Wilson v. District of Columbia

Mr. Chief Justice Shepard

delivered the opinion of the Court:

The question involved is, whether the plaintiff in error is a building contractor within the comprehension of paragraph 46 of the act of Congress, approved July 1, 1902, imposing an annual license tax of $25 upon “building and other contractors.”

It is a well-established principle that statutes imposing restrictions or burdens upon the ordinary business or common occupations of the people are to be strictly construed. Washington Electric Vehicle Transp. Co. v. District of Columbia, 19 App. D. C. 462, 470. Taxes, by way of license for the pursuit of such occupations, must be imposed by clear and unambiguous language. The citizen must be informed with reasonable certainty, by the words of the statute itself, if his obligation to pay a license tax for the pursuit of his business; especially when his refusal to pay the same is made a criminal offense. Ibid; Lockwood, v. District of Columbia, 24 App. D. C. 569; District of Columbia v. Chapman, 25 App. D. C. 95.

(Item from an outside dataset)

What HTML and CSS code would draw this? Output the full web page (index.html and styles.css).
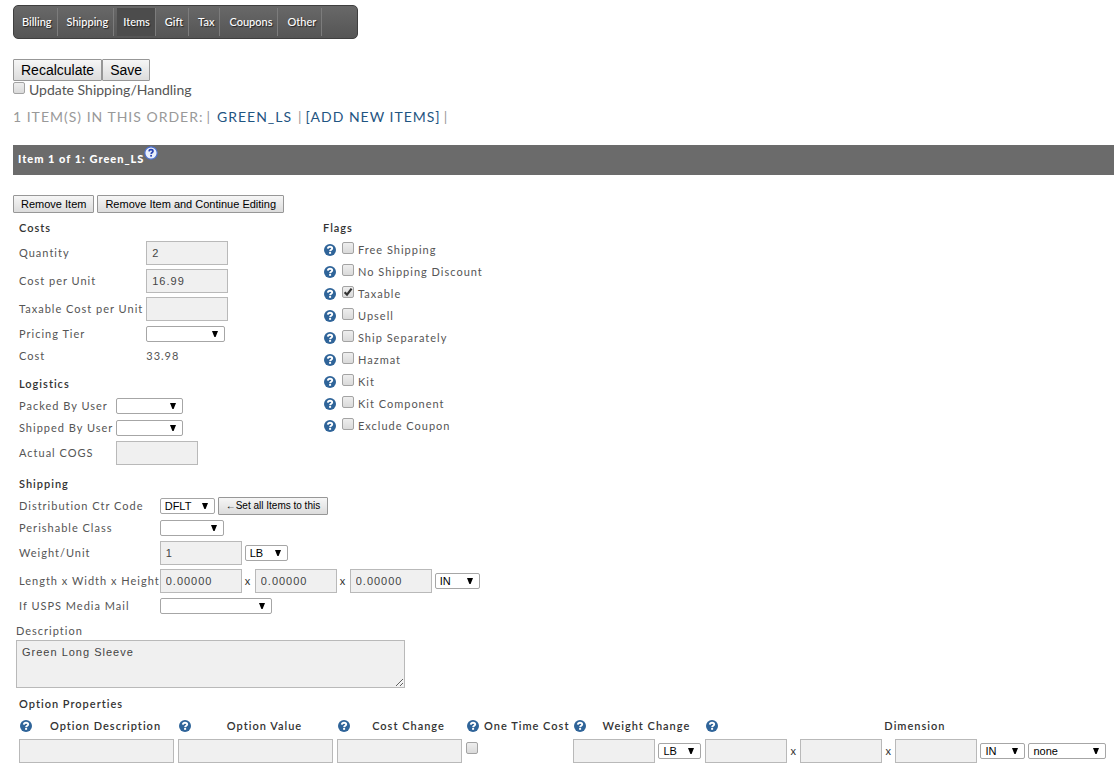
FILE: index.html
```html
<!DOCTYPE html>
<html lang="en">
<head>
  <meta charset="UTF-8">
  <meta name="viewport" content="width=device-width, initial-scale=1.0">
  <title>Edit Order Items</title>
  <link rel="stylesheet" href="styles.css">
</head>
<body>
  <svg class="symbols" aria-hidden="true">
    <symbol id="help" viewBox="0 0 12 12">
      <circle cx="6" cy="6" r="6" fill="#2f6499"/>
      <path d="M3.8 4.6C4 3.3 4.9 2.7 6 2.7c1.2 0 2.2.7 2.2 1.7 0 1.3-2 1.3-2.1 2.7" fill="none" stroke="#fff" stroke-width="1.9"/>
      <rect x="5.1" y="7.9" width="2" height="1.9" fill="#fff"/>
    </symbol>
    <symbol id="help-light" viewBox="0 0 14 14">
      <circle cx="7" cy="7" r="6.2" fill="#e9effc" stroke="#4a6fd0" stroke-width="1.2"/>
      <path d="M5 5.4C5.1 4.2 6 3.7 7 3.7c1.1 0 2 .6 2 1.6 0 1.2-1.8 1.2-1.9 2.6" fill="none" stroke="#2743b5" stroke-width="1.7"/>
      <rect x="6.2" y="8.9" width="1.8" height="1.7" fill="#2743b5"/>
    </symbol>
  </svg>

  <nav class="tabs">
    <a href="#">Billing</a>
    <a href="#">Shipping</a>
    <a href="#" class="active">Items</a>
    <a href="#">Gift</a>
    <a href="#">Tax</a>
    <a href="#">Coupons</a>
    <a href="#">Other</a>
  </nav>

  <form>
    <div class="actions">
      <button type="button" class="btn btn-large">Recalculate</button><button type="button" class="btn btn-large">Save</button>
    </div>
    <div class="update">
      <input type="checkbox" id="updateShipping">
      <label for="updateShipping">Update Shipping/Handling</label>
    </div>

    <div class="order-items">
      <span>1 ITEM(S) IN THIS ORDER:</span>
      <span>|</span>
      <a href="#" class="item-link">GREEN_LS</a>
      <span>|</span>
      <a href="#">[ADD NEW ITEMS]</a>
      <span>|</span>
    </div>

    <h2 class="item-bar">Item 1 of 1: Green_LS<svg class="help-light"><use href="#help-light"/></svg></h2>

    <div class="item-actions">
      <button type="button" class="btn">Remove Item</button>
      <button type="button" class="btn">Remove Item and Continue Editing</button>
    </div>

    <div class="columns">
      <div class="left">
        <h3>Costs</h3>
        <div class="fields">
          <label for="quantity">Quantity</label>
          <input type="text" id="quantity" value="2">
          <label for="unitCost">Cost per Unit</label>
          <input type="text" id="unitCost" value="16.99">
          <label for="taxableCost">Taxable Cost per Unit</label>
          <input type="text" id="taxableCost">
          <label for="tier">Pricing Tier</label>
          <select id="tier" class="w-tier"><option></option></select>
          <span>Cost</span>
          <span>33.98</span>
        </div>

        <h3>Logistics</h3>
        <div class="fields">
          <label for="packedBy">Packed By User</label>
          <select id="packedBy" class="w-user"><option></option></select>
          <label for="shippedBy">Shipped By User</label>
          <select id="shippedBy" class="w-user"><option></option></select>
          <label for="cogs">Actual COGS</label>
          <input type="text" id="cogs">
        </div>
      </div>

      <div class="flags">
        <h3>Flags</h3>
        <div class="flag"><svg class="help"><use href="#help"/></svg><input type="checkbox" id="freeShipping"><label for="freeShipping">Free Shipping</label></div>
        <div class="flag"><svg class="help"><use href="#help"/></svg><input type="checkbox" id="noDiscount"><label for="noDiscount">No Shipping Discount</label></div>
        <div class="flag"><svg class="help"><use href="#help"/></svg><input type="checkbox" id="taxable" checked><label for="taxable">Taxable</label></div>
        <div class="flag"><svg class="help"><use href="#help"/></svg><input type="checkbox" id="upsell"><label for="upsell">Upsell</label></div>
        <div class="flag"><svg class="help"><use href="#help"/></svg><input type="checkbox" id="shipSeparately"><label for="shipSeparately">Ship Separately</label></div>
        <div class="flag"><svg class="help"><use href="#help"/></svg><input type="checkbox" id="hazmat"><label for="hazmat">Hazmat</label></div>
        <div class="flag"><svg class="help"><use href="#help"/></svg><input type="checkbox" id="kit"><label for="kit">Kit</label></div>
        <div class="flag"><svg class="help"><use href="#help"/></svg><input type="checkbox" id="kitComponent"><label for="kitComponent">Kit Component</label></div>
        <div class="flag"><svg class="help"><use href="#help"/></svg><input type="checkbox" id="excludeCoupon"><label for="excludeCoupon">Exclude Coupon</label></div>
      </div>
    </div>

    <div class="shipping">
      <h3>Shipping</h3>
      <div class="fields">
        <label for="distCode">Distribution Ctr Code</label>
        <div class="group">
          <select id="distCode" class="w-code"><option>DFLT</option></select>
          <button type="button" class="btn btn-small">←Set all Items to this</button>
        </div>
        <label for="perishable">Perishable Class</label>
        <select id="perishable" class="w-class"><option></option></select>
        <label for="weight">Weight/Unit</label>
        <div class="group">
          <input type="text" id="weight" value="1">
          <select class="w-unit" aria-label="Weight unit"><option>LB</option></select>
        </div>
        <label for="length">Length x Width x Height</label>
        <div class="group">
          <input type="text" id="length" value="0.00000">
          <span class="times">x</span>
          <input type="text" value="0.00000" aria-label="Width">
          <span class="times">x</span>
          <input type="text" value="0.00000" aria-label="Height">
          <select class="w-dim" aria-label="Dimension unit"><option>IN</option></select>
        </div>
        <label for="mediaMail">If USPS Media Mail</label>
        <select id="mediaMail" class="w-mail"><option></option></select>
      </div>
    </div>

    <div class="description">
      <label for="description">Description</label>
      <textarea id="description">Green Long Sleeve</textarea>
    </div>

    <div class="options">
      <h3>Option Properties</h3>
      <table>
        <tr>
          <th><div class="head"><svg class="help"><use href="#help"/></svg><span>Option Description</span></div></th>
          <th><div class="head"><svg class="help"><use href="#help"/></svg><span>Option Value</span></div></th>
          <th><div class="head"><svg class="help"><use href="#help"/></svg><span>Cost Change</span></div></th>
          <th><div class="head"><svg class="help"><use href="#help"/></svg><span>One Time Cost</span></div></th>
          <th><div class="head"><svg class="help"><use href="#help"/></svg><span>Weight Change</span></div></th>
          <th><div class="head"><svg class="help"><use href="#help"/></svg><span>Dimension</span></div></th>
        </tr>
        <tr>
          <td><div class="group"><input type="text" class="w-option" aria-label="Option Description"></div></td>
          <td><div class="group"><input type="text" class="w-option" aria-label="Option Value"></div></td>
          <td><div class="group"><input type="text" class="w-change" aria-label="Cost Change"></div></td>
          <td><div class="group"><input type="checkbox" aria-label="One Time Cost"></div></td>
          <td>
            <div class="group">
              <input type="text" aria-label="Weight Change">
              <select class="w-unit" aria-label="Weight unit"><option>LB</option></select>
            </div>
          </td>
          <td>
            <div class="group">
              <input type="text" aria-label="Length">
              <span class="times">x</span>
              <input type="text" aria-label="Width">
              <span class="times">x</span>
              <input type="text" aria-label="Height">
              <select class="w-dim" aria-label="Dimension unit"><option>IN</option></select>
              <select class="w-none" aria-label="Dimension change"><option>none</option></select>
            </div>
          </td>
        </tr>
      </table>
    </div>
  </form>
</body>
</html>
```
FILE: styles.css
```css
* {
  box-sizing: border-box;
}
body {
  margin: 5px 0 0 13px;
  background: #fff;
  color: #555;
  font-family: Lato, sans-serif;
  font-size: 11px;
  line-height: 18px;
  letter-spacing: 1px;
}
a {
  color: #1f5582;
  text-decoration: none;
}
.symbols {
  display: none;
}

/* top tabs */
.tabs {
  display: flex;
  gap: 3px;
  width: 345px;
  height: 34px;
  padding: 2px 0 2px 2px;
  border: 1px solid #3f3f3f;
  border-radius: 5px;
  background: linear-gradient(#686868, #555);
  letter-spacing: 0;
}
.tabs a {
  padding: 0 5px 0 6px;
  border-right: 1px solid #7c7c7c;
  color: #fff;
  font-weight: 500;
  line-height: 28px;
  text-shadow: 1px 1px 1px #222;
}
.tabs a.active {
  background: #4c4c4c;
}

/* buttons */
.btn {
  height: 18px;
  padding: 0 7px;
  border: 1px solid #979797;
  border-radius: 1px;
  background: linear-gradient(#f6f6f6, #dcdcdc);
  color: #000;
  font-family: "Liberation Sans", Arial, sans-serif;
  font-size: 11px;
  line-height: 16px;
}
.btn-large {
  height: 22px;
  font-size: 14px;
  line-height: 20px;
}
.btn-small {
  font-size: 10px;
}
.actions {
  display: flex;
  margin-top: 20px;
}
.item-actions {
  display: flex;
  gap: 3px;
  margin-top: 20px;
}

/* form controls */
input[type="text"], textarea {
  width: 82px;
  height: 24px;
  margin: 0;
  padding: 0 5px;
  border: 1px solid #b9b9b9;
  background: #f0f0f0;
  color: #444;
  font-family: "Liberation Sans", Arial, sans-serif;
  font-size: 11px;
  letter-spacing: 1px;
}
input[type="checkbox"] {
  appearance: none;
  flex: none;
  width: 12px;
  height: 12px;
  margin: 0;
  border: 1px solid #a3a3a3;
  border-radius: 2px;
  background: linear-gradient(#eee, #dadada);
}
input[type="checkbox"]:checked {
  background: url("data:image/svg+xml,%3Csvg xmlns='http://www.w3.org/2000/svg' viewBox='0 0 10 10'%3E%3Cpath d='M1.6 5.2 4 7.6 8.6 1.6' fill='none' stroke='%23333' stroke-width='2.2'/%3E%3C/svg%3E") center / 10px 10px no-repeat, linear-gradient(#eee, #dadada);
}
select {
  appearance: none;
  height: 16px;
  margin: 0;
  padding: 0 4px;
  border: 1px solid #a6a6a6;
  border-radius: 2px;
  background: #fff url("data:image/svg+xml,%3Csvg xmlns='http://www.w3.org/2000/svg' viewBox='0 0 6 6'%3E%3Cpath d='M0 0h6L3.6 6H2.4z'/%3E%3C/svg%3E") right 6px center / 6px 6px no-repeat;
  color: #000;
  font-family: "Liberation Sans", Arial, sans-serif;
  font-size: 11px;
  line-height: 14px;
}
.w-tier {
  width: 79px;
}
.w-user {
  width: 67px;
}
.w-code {
  width: 55px;
}
.w-class {
  width: 64px;
}
.w-unit {
  width: 43px;
}
.w-dim {
  width: 45px;
}
.w-mail {
  width: 112px;
}
.w-none {
  width: 78px;
}
input.w-option {
  width: 155px;
}
input.w-change {
  width: 125px;
}
.help {
  flex: none;
  width: 12px;
  height: 12px;
  margin-bottom: 1px;
}

/* order summary */
.update {
  display: flex;
  gap: 4px;
  font-size: 14px;
  letter-spacing: 0;
}
.update input[type="checkbox"] {
  margin-top: 1px;
}
.order-items {
  display: flex;
  gap: 3px;
  margin-top: 9px;
  color: #999;
  font-size: 14px;
}
.order-items .item-link {
  margin: 0 3px;
}
.item-bar {
  display: flex;
  align-items: flex-start;
  height: 30px;
  margin: 19px 0 0;
  padding: 0 5px;
  background: #6b6b6b;
  color: #fff;
  font-size: 11px;
  font-weight: 900;
  line-height: 28px;
}
.help-light {
  width: 14px;
  height: 14px;
  margin-top: 1px;
}

/* item details */
h3 {
  margin: 0 0 4px;
  color: #333;
  font-size: 11px;
  font-weight: 600;
}
.columns {
  display: flex;
  margin-top: 6px;
  padding-left: 6px;
}
.left {
  width: 304px;
}
.fields {
  display: grid;
  grid-template-columns: max-content 1fr;
  grid-auto-rows: minmax(18px, auto);
  gap: 4px 3px;
  align-items: center;
  justify-items: start;
}
.fields + h3 {
  margin-top: 10px;
}
.group {
  display: flex;
  align-items: center;
  gap: 3px;
}
.times {
  width: 7px;
  color: #333;
}
.flag {
  display: flex;
  align-items: center;
  margin: 0 0 4px 1px;
}
.flag input[type="checkbox"] {
  margin: 0 4px 5px 6px;
}
.shipping {
  margin-top: 10px;
  padding-left: 6px;
}
.shipping .fields {
  column-gap: 0;
}
.description {
  margin: 7px 0 0 3px;
}
.description label, .description textarea {
  display: block;
}
.description textarea {
  width: 389px;
  height: 48px;
  padding: 5px;
}
.options {
  margin-top: 7px;
  padding-left: 6px;
}
.options h3 {
  margin: 0;
}
table {
  border-spacing: 0;
}
th, td {
  padding: 4px 4px 0 0;
}
th {
  color: #333;
  font-weight: 600;
}
.head {
  display: flex;
  align-items: center;
  padding-left: 1px;
}
.head span {
  flex: 1;
  padding-left: 5px;
  white-space: nowrap;
}
td input[type="checkbox"] {
  margin-bottom: 6px;
}
```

In accordance with this principle, it was held in those cases that the statute imposing the license taxes claimed therein could not be enforced for want of certainty in the terms employed; it having neither defined the particular occupation sought to be subjected to the tax, nor used words of established, or reasonably popular, signification clearly embracing the same.

In Lockwood's Case the occupation designated in paragraph 46 was that of “claim agent.” In Chapman’s Case the party was a wholesale and retail dealer in wood and coal, who had entered into a contract with the District of Columbia to supply it with wood and coal during a certain period. The contention was that he was liable to the license tax under the clause now under consideration, namely, “Building and other contractors.” Confessedly he was not a building contractor, and it was held that the term “other contractors” was too uncertain and left too much to the discretion of the taxing officers.

A builder has been defined to be “one who builds, or whose occupation is that of building; specifically, one who controls or *113directs the work of construction in any capacity.” 6 Cyc. Law & Proc. p. 6. He “comes between the architect who designs the work and the artisans who execute it.” 4 Am. & Eng. Enc. Law, 2d ed. p. 994. See also Little Rock, H. S. & T. R. Co. v. Spencer, 65 Ark. 183, 193, 42 L. R. A. 334, 47 S. W. 196.

If the words “building contractor” have a fixed, popular meaning, it is that of one who contracts with the owner to become his builder, to erect his structure according to certain plans and for a certain compensation. The agreed statement of facts shows that the trade of the plaintiff in error is that of a bricklayer. He does his work in person, with the help of other bricklayers hired for the purpose. He carries on his trade by contracting with builders and general contractors to lay a part, or all, of the bricks required in their work of construction, either at a stated sum per thousand, or at a fixed price for the particular job undertaken. It does not appear, even, that he ever furnishes the brick to be laid, and he never contracts with the owners for any part of the building to be erected. The extreme inference that can be deduced from these facts is that the plaintiff in error is nothing more than is commonly known as a subcontractor,—one who, having no contract relation with the owner, contracts with his builder to perform a part of the work undertaken by the latter. He is no more a builder, or building contractor, than the plumber, the painter, or the plasterer, who may, by like subcontracts, undertake their particular parts of the general structure.

It was conceded on the argument by the corporation counsel that, in the opinion of the taxing officers, with which they agree, these last-named persons are not subject to the license tax imposed upon building contractors. It is contended, however, that there is a material difference between them and the contracting bricklayer, because he builds the necessary walls of the house while they only assist in its perfection. We do not concur in this view. His work is merely first in due order. The house is not built when the brick walls are erected. The bricklayer, working under the contractor for the building, is not himself a building contractor, but rather an artisan, whether *114he works by the day, by the completed piece, or by special contract for the entire brick work included in the builder’s contract wdth the owner.

The Congress may have contemplated the inclusion of subcontracting bricklayers, carpenters, plasterers, plumbers, and the like, by the use of the words “and other contractors” in the clause under consideration, which, as we have seen, are inoperative by reason of their want of certainty. But, whether this assumption is or is not well-founded, we think it clear that they are not to be regarded as building contractors within the meaning of this provision of the statute.

For these reasons the judgment will be reversed with costs and the cause remanded with direction to acquit the defendant. It is so ordered. Reversed.